To store the eigenvalues in the variable e_val and the eigenvectors in the variable \(e_vec\).

The principal stresses can be assigned by sorting, based on the assignment relation of \(\sigma_1 > \sigma_2 > \sigma_3\).

p3, p2, p1 = np.sort(e_val)   # sort smallest to largest

The eigenvectors are stored as column vectors in the e_vec array. To access these, we first need to associate the principal stresses with their positions in the original result in order to assign them the correct vector. To do this we will convert the original eigenvalue array to a regular list and use standard Python indexing. Then, the vectors are extracted from the eigenvector array using these indices.

e_val_l = e_val.tolist()
p1_index, p2_index, p3_index = e_val_l.index(p1), e_val_l.index(p2), e_val_l.index(p3)
p1_vec, p2_vec, p3_vec = e_vec[:,p1_index], e_vec[:,p2_index], e_vec[:,p3_index]

Principal Shear Stress

The principal shearing stresses can be inferred from the usage of a Mohr circle. In constructing a Mohr circle for a 3D stress state, the maximum shearing stress can be shown to be one half of the difference between the maximum and minimum principal normal stresses. From the Mohr circle the principal shearing stresses can be determined as:

\begin{align*} \tau_1=(\sigma_1-\sigma_3)/2 \\ \tau_2=(\sigma_1-\sigma_2)/2 \\ \tau_3=(\sigma_2-\sigma_3)/2 \end{align*}

In Python,

tau1 = (p1-p3)/2
tau2 = (p1-p2)/2
tau3 = (p2-p3)/2

The principal shearing planes bisect the two principal normal planes used in determining the principal shearing stress. The \(\tau_1\) plane bisects the \(\sigma_1\) and \(\sigma_3\) planes, and since all principal normal planes are orthogonal to each other, the principal shearing planes are at 45 degrees to each principal normal plane.

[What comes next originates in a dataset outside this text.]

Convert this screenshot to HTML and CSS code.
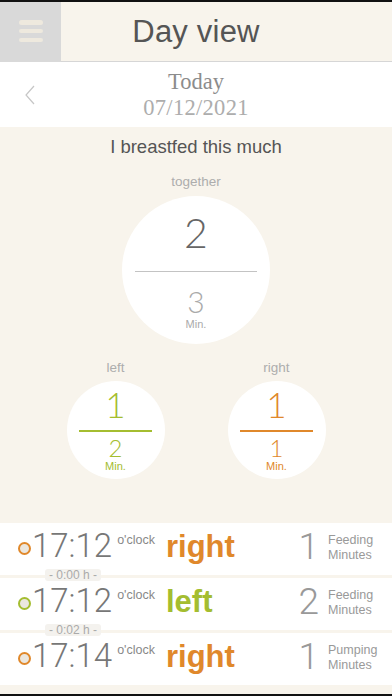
FILE: index.html
```html
<!DOCTYPE html>
<html lang="en">
<head>
<meta charset="utf-8">
<title>Day view</title>
<link rel="stylesheet" href="styles.css">
</head>
<body>
<div class="screen">
  <header class="topbar">
    <div class="menu-box">
      <span class="bar"></span><span class="bar"></span><span class="bar"></span>
    </div>
    <h1 class="title">Day view</h1>
    <div class="spacer"></div>
  </header>

  <section class="datebar">
    <svg class="chev" width="12" height="20" viewBox="0 0 12 20"><path d="M10 1 L2 10 L10 19" fill="none" stroke="#c6c6c6" stroke-width="1.2"/></svg>
    <div class="dates">
      <div class="today">Today</div>
      <div class="date">07/12/2021</div>
    </div>
  </section>

  <section class="summary">
    <h2 class="heading">I breastfed this much</h2>
    <div class="caption">together</div>
    <div class="circle big">
      <div class="num-top">2</div>
      <div class="rule"></div>
      <div class="num-bottom">3</div>
      <div class="unit">Min.</div>
    </div>
    <div class="sides">
      <div class="side">
        <div class="caption">left</div>
        <div class="circle small green">
          <div class="num-top">1</div>
          <div class="rule"></div>
          <div class="num-bottom">2</div>
          <div class="unit">Min.</div>
        </div>
      </div>
      <div class="side">
        <div class="caption">right</div>
        <div class="circle small orange">
          <div class="num-top">1</div>
          <div class="rule"></div>
          <div class="num-bottom">1</div>
          <div class="unit">Min.</div>
        </div>
      </div>
    </div>
  </section>

  <section class="entries">
    <div class="entry">
      <span class="dot orange-dot"></span>
      <span class="time">17:12</span>
      <span class="oclock">o'clock</span>
      <span class="which orange-text">right</span>
      <span class="amount">1</span>
      <span class="kind"><span>Feeding</span><span>Minutes</span></span>
    </div>
    <div class="entry">
      <span class="interval">- 0:00 h -</span>
      <span class="dot green-dot"></span>
      <span class="time">17:12</span>
      <span class="oclock">o'clock</span>
      <span class="which green-text">left</span>
      <span class="amount">2</span>
      <span class="kind"><span>Feeding</span><span>Minutes</span></span>
    </div>
    <div class="entry">
      <span class="interval">- 0:02 h -</span>
      <span class="dot orange-dot"></span>
      <span class="time">17:14</span>
      <span class="oclock">o'clock</span>
      <span class="which orange-text">right</span>
      <span class="amount">1</span>
      <span class="kind"><span>Pumping</span><span>Minutes</span></span>
    </div>
  </section>
</div>
</body>
</html>
```
FILE: styles.css
```css
* { box-sizing: border-box; }
html, body { margin: 0; padding: 0; }
body {
  background: #f8f4ec;
  font-family: "Liberation Sans", Arial, sans-serif;
}
.screen {
  width: 392px;
  height: 696px;
  border-top: 2px solid #111;
  border-bottom: 2px solid #111;
  display: flex;
  flex-direction: column;
  background: #f8f4ec;
  overflow: hidden;
}
.topbar {
  height: 60px;
  flex: none;
  display: grid;
  grid-template-columns: 61px 1fr 61px;
  background: #f8f4ec;
  border-bottom: 1px solid #d6d6d6;
}
.menu-box {
  background: #d9d9d9;
  display: flex;
  flex-direction: column;
  align-items: center;
  padding-top: 18px;
  gap: 4.3px;
}
.bar {
  width: 24px;
  height: 4.5px;
  border-radius: 3px;
  background: #eee9de;
}
.title {
  margin: 0;
  font-weight: normal;
  font-size: 31px;
  color: #555;
  text-align: center;
  line-height: 60px;
  letter-spacing: 0.2px;
}
.datebar {
  height: 65px;
  flex: none;
  background: #fff;
  position: relative;
  display: flex;
  justify-content: center;
}
.chev {
  position: absolute;
  left: 24px;
  top: 23px;
}
.dates {
  text-align: center;
  font-family: "Liberation Serif", "Times New Roman", serif;
  font-size: 22.5px;
  line-height: 26px;
  padding-top: 7px;
}
.today { color: #8c8c8c; }
.date { color: #adadad; letter-spacing: 0.3px; }

.summary {
  height: 395px;
  flex: none;
  display: flex;
  flex-direction: column;
  align-items: center;
  padding-top: 9px;
}
.heading {
  margin: 0;
  font-weight: normal;
  font-size: 18.5px;
  line-height: 22px;
  color: #555;
}
.caption {
  font-size: 13.5px;
  line-height: 16px;
  color: #adadad;
  text-align: center;
}
.summary > .caption { margin-top: 16px; }
.circle {
  background: #fff;
  border-radius: 50%;
  display: flex;
  flex-direction: column;
  align-items: center;
  font-family: Lato, "Open Sans", sans-serif;
  font-weight: 300;
}
.circle.big {
  width: 148px;
  height: 148px;
  margin-top: 6px;
  padding-top: 16px;
}
.big .num-top { font-size: 41px; line-height: 41px; color: #666; }
.big .rule { width: 122px; height: 1px; background: #c3c3c3; margin-top: 18px; }
.big .num-bottom { font-size: 30px; line-height: 26px; color: #aaa; margin-top: 16px; }
.big .unit { font-family: "Liberation Sans", Arial, sans-serif; font-size: 11px; line-height: 12px; color: #aaa; margin-top: 4px; }

.sides {
  display: flex;
  gap: 63px;
  margin-top: 16px;
}
.side {
  display: flex;
  flex-direction: column;
  align-items: center;
  gap: 5px;
}
.circle.small {
  width: 98px;
  height: 98px;
  padding-top: 6px;
}
.small .num-top { font-size: 35px; line-height: 35px; }
.small .rule { width: 73px; height: 2px; margin-top: 8px; }
.small .num-bottom { font-size: 24px; line-height: 18px; margin-top: 7px; }
.small .unit { font-family: "Liberation Sans", Arial, sans-serif; font-size: 11px; line-height: 11px; margin-top: 4px; }
.green { color: #a4bd30; }
.green .rule { background: #a4bd30; }
.orange { color: #e0882b; }
.orange .rule { background: #e0882b; }

.entries {
  flex: 1;
  display: flex;
  flex-direction: column;
  gap: 3px;
  padding-top: 1px;
}
.entry {
  position: relative;
  height: 52px;
  background: #fff;
  display: flex;
  align-items: flex-start;
  padding-left: 18px;
}
.interval {
  position: absolute;
  left: 45px;
  top: -9px;
  height: 12px;
  padding: 0 4px;
  background: #f4f2ee;
  color: #aaa;
  font-size: 12px;
  line-height: 12px;
  border-radius: 3px;
}
.dot {
  width: 13px;
  height: 13px;
  border-radius: 50%;
  background: #ebe7df;
  margin-top: 19px;
  margin-right: 1px;
  flex: none;
}
.orange-dot { border: 2px solid #e0882b; }
.green-dot { border: 2px solid #a4bd30; }
.time {
  font-family: Roboto, "Liberation Sans", sans-serif;
  font-weight: 300;
  font-size: 33px;
  line-height: 30px;
  color: #777;
  margin-top: 8px;
}
.oclock {
  font-size: 12.5px;
  line-height: 13px;
  color: #888;
  margin-top: 11px;
  margin-left: 5px;
}
.which {
  flex: 1;
  font-weight: bold;
  font-size: 31px;
  line-height: 31px;
  margin-top: 8px;
  margin-left: 11px;
}
.orange-text { color: #e0882b; }
.green-text { color: #a4bd30; }
.amount {
  font-family: Roboto, "Liberation Sans", sans-serif;
  font-weight: 300;
  font-size: 37px;
  line-height: 37px;
  color: #999;
  margin-top: 5px;
  margin-right: 9px;
}
.kind {
  width: 64px;
  display: flex;
  flex-direction: column;
  font-size: 12.5px;
  line-height: 15px;
  color: #999;
  margin-top: 10px;
}
```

To find the vectors for these planes, we compute the vector that bisects the vectors for the normal principal stresses. Add them vectorally to obtain a rhombus, the diagonal of which splits the rhombus into two equal segments.

In Python we add our normal principal vectors and divide by the magnitude to normalize:

tau1_vec = (p1_vec + p3_vec)/np.linalg.norm(p1_vec + p3_vec)
tau2_vec = (p1_vec + p2_vec)/np.linalg.norm(p1_vec + p2_vec)
tau3_vec = (p2_vec + p3_vec)/np.linalg.norm(p2_vec + p3_vec)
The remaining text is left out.